The UN Human Rights Council was supposed to make the world forget about the disparaged Human Rights Commission. That panel had stained the UN’s reputation through “declining credibility and professionalism,” in the words of former UN Secretary-General Kofi Annan. But in the council’s first year, in some ways it appears to have taken up where the old commission left off. Intended to carry on as the international community’s main forum for addressing rights abuses, the council has singled out Israel’s actions in the Palestinian territories for extraordinary scrutiny, ignored widespread abuses reported in Zimbabwe, Burma, and North Korea, and discontinued the use of special monitors in Belarus and Cuba. The council kept the mandates of many other special monitors but they will now be subject to a new “code of conduct” that could compromise their ability to work effectively, says Human Rights Watch.
Still, others see signs of hope. In a move mandated under its founding charter, the forty-seven council members on June 19 approved the mechanism for “universal periodic review,” making sure that each of the UN’s 192 members comes under regular review. Countries linked to systematic rights abuses, like China, had escaped such review under the old commission. Rights watchdogs remain concerned about how such reviews will actually take place. Outgoing Council President Luis Alfonso de Alba called it “the beginning of a new era for the United Nations and a new culture in dealing with human rights.” But incoming President Doru Romulus Costea of Romania said the council would be judged by its willingness to defend victims of rights abuses. Costea’s compatriot, Adrian Severin, said the council’s decision not to renew (RFE/RL) his mandate as special monitor for Belarus was a blow against victims of repression by a government that even the UN General Assembly had censured.

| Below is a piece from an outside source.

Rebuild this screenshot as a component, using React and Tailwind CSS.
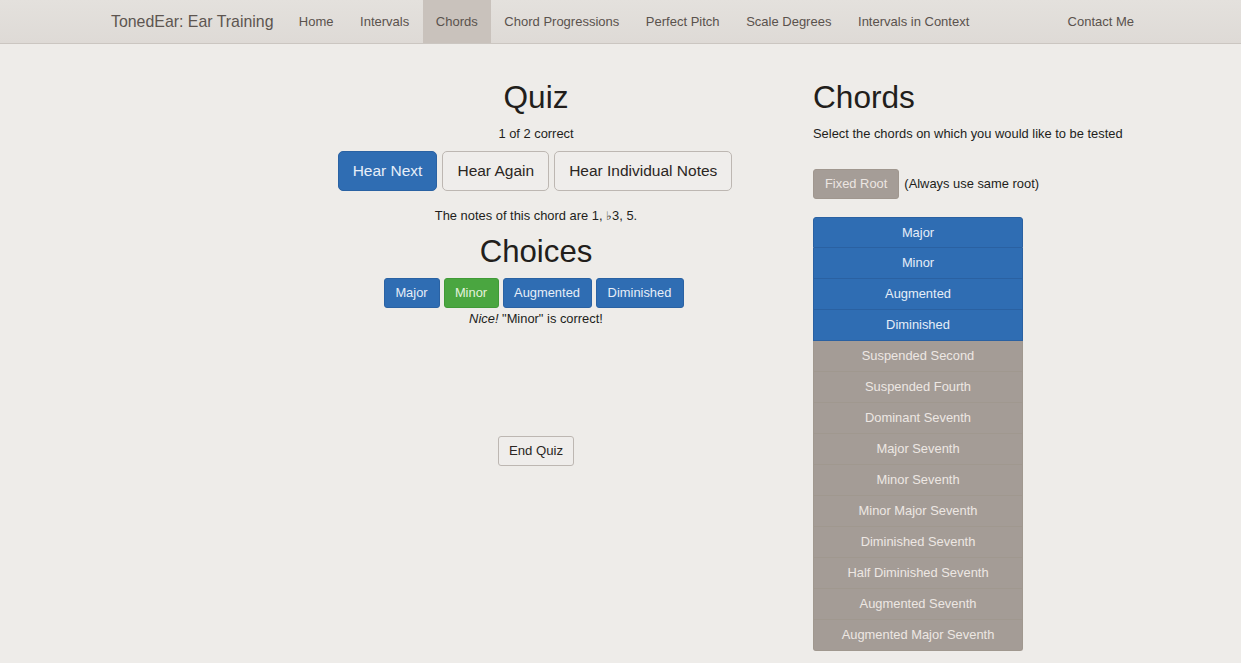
import React from "react";

const navItems = [
  { label: "Home", active: false },
  { label: "Intervals", active: false },
  { label: "Chords", active: true },
  { label: "Chord Progressions", active: false },
  { label: "Perfect Pitch", active: false },
  { label: "Scale Degrees", active: false },
  { label: "Intervals in Context", active: false },
];

const chords = [
  { label: "Major", on: true },
  { label: "Minor", on: true },
  { label: "Augmented", on: true },
  { label: "Diminished", on: true },
  { label: "Suspended Second", on: false },
  { label: "Suspended Fourth", on: false },
  { label: "Dominant Seventh", on: false },
  { label: "Major Seventh", on: false },
  { label: "Minor Seventh", on: false },
  { label: "Minor Major Seventh", on: false },
  { label: "Diminished Seventh", on: false },
  { label: "Half Diminished Seventh", on: false },
  { label: "Augmented Seventh", on: false },
  { label: "Augmented Major Seventh", on: false },
];

export default function App() {
  return (
    <div
      className="min-h-[663px] bg-[#eeece9] text-[#221e1b]"
      style={{ fontFamily: '"Liberation Sans", Arial, sans-serif' }}
    >
      {/* Navbar */}
      <div className="h-[44px] border-b border-[#cbc6c1] bg-gradient-to-b from-[#e4e1dd] to-[#dedad6] flex items-stretch">
        <div className="ml-[111px] flex items-center text-[15.9px] text-[#5d5550] pr-[12px]">
          TonedEar: Ear Training
        </div>
        <div className="flex items-stretch">
          {navItems.map((it) => (
            <div
              key={it.label}
              className={
                "flex items-center px-[13.3px] text-[13px] text-[#5a524d] " +
                (it.active ? "bg-[#c9c2bc] text-[#4b4440]" : "")
              }
            >
              {it.label}
            </div>
          ))}
        </div>
        <div className="ml-[85px] flex items-center text-[13px] text-[#5a524d]">
          Contact Me
        </div>
      </div>

      {/* Main */}
      <div className="flex">
        {/* Left column */}
        <div className="ml-[300px] w-[472px] flex flex-col items-center text-[12.9px]">
          <h1 className="mt-[35px] h-[36px] leading-[36px] text-[31.6px]">Quiz</h1>
          <div className="mt-[10px] h-[18px] leading-[18px]">1 of 2 correct</div>
          <div className="mt-[8px] mr-[2px] flex gap-[5px]">
            <button className="h-[40px] px-[14px] rounded-[5px] bg-[#2f6db3] border border-[#2a62a3] text-[#e6eef8] text-[15.5px]">
              Hear Next
            </button>
            <button className="h-[40px] px-[14px] rounded-[5px] bg-[#efedeb] border border-[#bdb7b2] text-[#2b2623] text-[15.5px]">
              Hear Again
            </button>
            <button className="h-[40px] px-[14px] rounded-[5px] bg-[#efedeb] border border-[#bdb7b2] text-[#2b2623] text-[15.5px]">
              Hear Individual Notes
            </button>
          </div>
          <div className="mt-[16px] h-[18px] leading-[18px]">
            The notes of this chord are 1, <span className="text-[12px]">♭</span>3, 5.
          </div>
          <h1 className="mt-[9px] h-[36px] leading-[36px] text-[31.2px]">Choices</h1>
          <div className="mt-[8px] mr-[5px] flex gap-[4px]">
            <button className="h-[30px] w-[56px] rounded-[3px] bg-[#2f6db3] border border-[#2a62a3] text-[#e6eef8] text-[12.9px]">
              Major
            </button>
            <button className="h-[30px] w-[55px] rounded-[3px] bg-[#4aa640] border border-[#409a37] text-[#e4f3de] text-[12.9px]">
              Minor
            </button>
            <button className="h-[30px] w-[89px] rounded-[3px] bg-[#2f6db3] border border-[#2a62a3] text-[#e6eef8] text-[12.9px]">
              Augmented
            </button>
            <button className="h-[30px] w-[88px] rounded-[3px] bg-[#2f6db3] border border-[#2a62a3] text-[#e6eef8] text-[12.9px]">
              Diminished
            </button>
          </div>
          <div className="mt-[2px] h-[18px] leading-[18px]">
            <i>Nice!</i> "Minor" is correct!
          </div>
          <button className="mt-[108px] h-[30px] w-[76px] rounded-[3px] bg-[#efedeb] border border-[#bdb7b2] text-[#2b2623] text-[13.2px]">
            End Quiz
          </button>
        </div>

        {/* Right column */}
        <div className="ml-[41px] flex flex-col items-start text-[12.9px]">
          <h1 className="mt-[35px] h-[36px] leading-[36px] text-[31.6px]">Chords</h1>
          <div className="mt-[10px] h-[18px] leading-[18px]">
            Select the chords on which you would like to be tested
          </div>
          <div className="mt-[26px] flex items-center gap-[5px]">
            <button className="h-[30px] px-[11px] rounded-[3px] bg-[#a59d97] border border-[#a0978f] text-[#ece6e2] text-[12.9px]">
              Fixed Root
            </button>
            <span>(Always use same root)</span>
          </div>
          <div className="mt-[18px] w-[210px] flex flex-col">
            {chords.map((c, i) => {
              const first = i === 0;
              const last = i === chords.length - 1;
              return (
                <div
                  key={c.label}
                  className={
                    "h-[31px] flex items-center justify-center border-x " +
                    (c.on
                      ? "bg-[#2f6db3] border-[#2a61a2] text-[#e6eef8] "
                      : "bg-[#a49c96] border-[#a0988f] text-[#ede7e3] ") +
                    (last ? "" : "border-b ") +
                    (first ? "rounded-t-[3px] border-t " : "") +
                    (last ? "rounded-b-[3px] border-b " : "")
                  }
                >
                  {c.label}
                </div>
              );
            })}
          </div>
        </div>
      </div>
    </div>
  );
}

U.S. officials were quick to condemn the council’s latest moves. The State Department accused it of “procedural irregularities” in adopting its new working rules and House Foreign Affairs Committee ranking member Rep. Ileana Ros-Lehtinen (R-FL) said she would try to cut off (AP) U.S. funding of the council. But the committee’s chair, Tom Lantos (D-CA), has also faulted the U.S. government for “defeatism” in not seeking a seat on the council.
Edward C. Luck of Columbia University and Thorsten Benner of the Global Public Policy Institute write in Spiegel that the United States and European Union need to have a “searching transatlantic conversation” about the functioning of the council. UN High Commissioner for Human Rights Louise Arbour, whose staff carries out many of the directives of the council, acknowledges the new body’s politicization. But at a recent CFR meeting on preventing mass atrocities, Arbour said experts should “not jump to premature conclusions to write off this institution.” The council still could, she said, “have a very important role to play in the responsibility-to-protect prevention system.”